К полуночи она умерла.
Потом настало трудное время; время взбухло враждебной громадой, каждый день стал бескрайним полем пустоты, каждая ночь — преисподней воспоминаний. Лишь месяцы спустя, на исходе лета, пенный, сумасшедший поток печали прорыл на дне его души русло, по которому покатила тяжкие, медленные воды горькая река тоски.
Тогда–то, придя однажды с поля, он нашел своего мальчика совсем больным. Ему уже несколько дней нездоровилось, и последнюю ночь он спал неспокойно, но никто не придал этому значения; теперь он лежал в постельке, весь в жару, и стонал от боли.
Тотчас послали в Варде за врачом, но дома у него никого не оказалось, и пришлось ждать. Настал вечер. Врача все не было.
Нильс сидел у постельки; каждые полчаса высылал он кого–нибудь на дорогу посмотреть, не едет ли доктор. Он отправил верхового ему навстречу, но тот не встретил никого и поскакал прямо в Варде.
Напрасное ожидание помощи делало положение Нильса еще мучительней. Он смотрел на страданья своего мальчика. А тому становилось все хуже. В одиннадцатом часу случился первый припадок судорог, потом они стали повторяться, чаще и чаще.
Вскоре после часа ночи верховой воротился с известием, что никого не застал и, значит, врач будет не скоро.
Нильс противился отчаянию, пока можно было надеяться; теперь у него уже не было сил. Он вышел в темную комнату рядом с детской и стал смотреть в черноту за окном, вдавив ногти и деревянный оконный косяк; глаза его молили тьму о надежде, все существо его напряглось в ожидании чуда, — но вот настала ясность и тишина, и с этой ясностью в душе он отошел от окна, налег грудью на стол и зарыдал без слез.
Когда он вернулся в детскую, у ребенка были судороги. Ом смотрел внимательно, точно принимал казнь, на сжимавшиеся ручонки с синими ногтями, на стеклянные глаза, выкатывавшиеся из орбит, на искаженный ротик, на зубки, стучавшие, как железо о камень; это было ужасно, но все же не самое худшее. Но вот когда судороги отпустили, тельце расслабилось и отдалось счастью облегчения, а в глазки вдруг опять вступил страх новых судорог, и мольба о пощаде, и ужас, близкого, близкого мученья — и ничем нельзя помочь, ни всей кровью своего сердца, ничем, ничем!.. Тогда Нильс, грозя, поднял кулаки к небу, он схватил свое дитя с безумной мыслью бежать, и он бросился на колени, и взмолился Богу, который держит царствие земное в страхе карами и испытаниями, насылает нужду и болезни, страданья и смерть, который желает, чтоб всякая тварь трепетала перед ним, от которого нет спасенья ни в пучине морской, ни в недрах земных, Богу, который, когда ему заблагорассудится, топчет самое родное тебе существо, мучит и обращает в прах, из которого сам же его и создал.

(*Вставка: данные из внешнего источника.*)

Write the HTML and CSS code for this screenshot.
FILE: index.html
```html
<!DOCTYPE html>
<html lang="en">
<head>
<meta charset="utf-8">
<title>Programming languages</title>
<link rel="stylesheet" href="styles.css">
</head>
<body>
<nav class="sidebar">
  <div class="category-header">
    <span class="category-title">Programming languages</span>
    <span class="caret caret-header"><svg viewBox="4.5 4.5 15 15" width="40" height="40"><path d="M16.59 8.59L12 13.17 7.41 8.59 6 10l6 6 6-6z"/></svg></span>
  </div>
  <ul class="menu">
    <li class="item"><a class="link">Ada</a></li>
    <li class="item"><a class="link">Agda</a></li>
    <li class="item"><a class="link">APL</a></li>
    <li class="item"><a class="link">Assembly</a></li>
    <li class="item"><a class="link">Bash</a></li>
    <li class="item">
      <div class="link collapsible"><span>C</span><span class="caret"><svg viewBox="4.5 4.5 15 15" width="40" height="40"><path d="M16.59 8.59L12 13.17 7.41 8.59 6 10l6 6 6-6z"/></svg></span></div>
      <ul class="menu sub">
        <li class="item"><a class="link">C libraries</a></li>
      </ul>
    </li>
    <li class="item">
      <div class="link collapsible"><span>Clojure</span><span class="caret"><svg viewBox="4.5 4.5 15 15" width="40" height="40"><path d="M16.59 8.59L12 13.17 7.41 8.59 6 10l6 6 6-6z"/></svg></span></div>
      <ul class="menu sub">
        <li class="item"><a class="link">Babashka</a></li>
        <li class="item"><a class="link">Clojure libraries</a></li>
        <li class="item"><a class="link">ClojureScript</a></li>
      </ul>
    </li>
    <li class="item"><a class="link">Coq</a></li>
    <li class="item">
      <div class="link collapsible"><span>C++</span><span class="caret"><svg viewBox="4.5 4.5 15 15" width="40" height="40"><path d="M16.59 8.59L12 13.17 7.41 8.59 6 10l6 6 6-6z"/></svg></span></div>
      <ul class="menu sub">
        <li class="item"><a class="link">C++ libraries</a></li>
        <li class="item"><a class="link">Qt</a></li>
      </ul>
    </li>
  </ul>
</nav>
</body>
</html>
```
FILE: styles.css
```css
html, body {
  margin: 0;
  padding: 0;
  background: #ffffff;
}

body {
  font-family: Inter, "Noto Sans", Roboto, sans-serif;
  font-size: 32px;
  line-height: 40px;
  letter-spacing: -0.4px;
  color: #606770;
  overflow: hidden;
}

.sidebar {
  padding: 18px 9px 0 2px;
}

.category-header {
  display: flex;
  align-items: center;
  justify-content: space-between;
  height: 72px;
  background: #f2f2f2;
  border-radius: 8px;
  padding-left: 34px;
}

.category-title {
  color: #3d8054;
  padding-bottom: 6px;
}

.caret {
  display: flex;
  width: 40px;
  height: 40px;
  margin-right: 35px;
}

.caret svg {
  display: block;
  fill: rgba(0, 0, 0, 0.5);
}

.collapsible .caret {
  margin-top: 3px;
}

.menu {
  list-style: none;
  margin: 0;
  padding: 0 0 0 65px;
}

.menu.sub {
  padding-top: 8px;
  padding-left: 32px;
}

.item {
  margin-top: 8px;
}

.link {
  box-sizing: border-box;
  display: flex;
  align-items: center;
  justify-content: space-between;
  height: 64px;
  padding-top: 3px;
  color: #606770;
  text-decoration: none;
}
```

С такими мыслями молился Нильс Люне Богу, бессильно простершись пред троном отца небесного, признавая, что только Его есть сила вовеки.
А мальчик мучился.
Перед рассветом, когда домашний врач въезжал в ворота, Нильс был уже один на свете.
Теперь осень, нет цветов на могилах кладбища, листья пожухли и гниют от сырости под деревьями Лёнборгорда.
По пустым комнатам бродит Нильс Люне в глубокой тоске. Что–то оборвалось в нем той ночью, когда умер мальчик, он утратил веру в себя, в силу человека сносить жизнь, как она ему дана. Существование стало призрачным, бессмысленно утекало, пропадало.
Что пользы называть ту молитву безумным, отчаянным криком отца в пустоту? Нет, он знал, что это было такое. Он соблазнился и пал; случилось грехопадение; он отпал от самого себя, от идеи. Слишком сильна оказалась над ним власть традиции; человечество столько тысячелетий взывало в горе к небесам, вот и он поддался наследственной привычке; а надо бы противиться ей, как пороку, ведь знал же он, что боги — вымысел, и отдался вымыслу, как в былые дни отдавался фантазиям, прекрасно сознавая им цену. Он не сумел нести жизнь, как она есть; хотел бороться за великую идею, а в разгар битвы изменил знамени, которому присягнул; ибо новое, атеизм, святое дело истины — чему все это служит, не мишурные ли это имена для единственного и самого простого: нести жизнь, как она есть! Нести жизнь, как она есть, — пусть складывается по собственным своим законам, и только.
Ему казалось, что жизнь его кончилась той страшной ночью; остаток — лишь скучные сцены, громоздящиеся за пятым актом, когда уже сыграна пьеса. Он может возвратиться к прежнему миросозерцанию, если ему вздумается, но падение произошло, а повторится оно или нет — значения не имеет.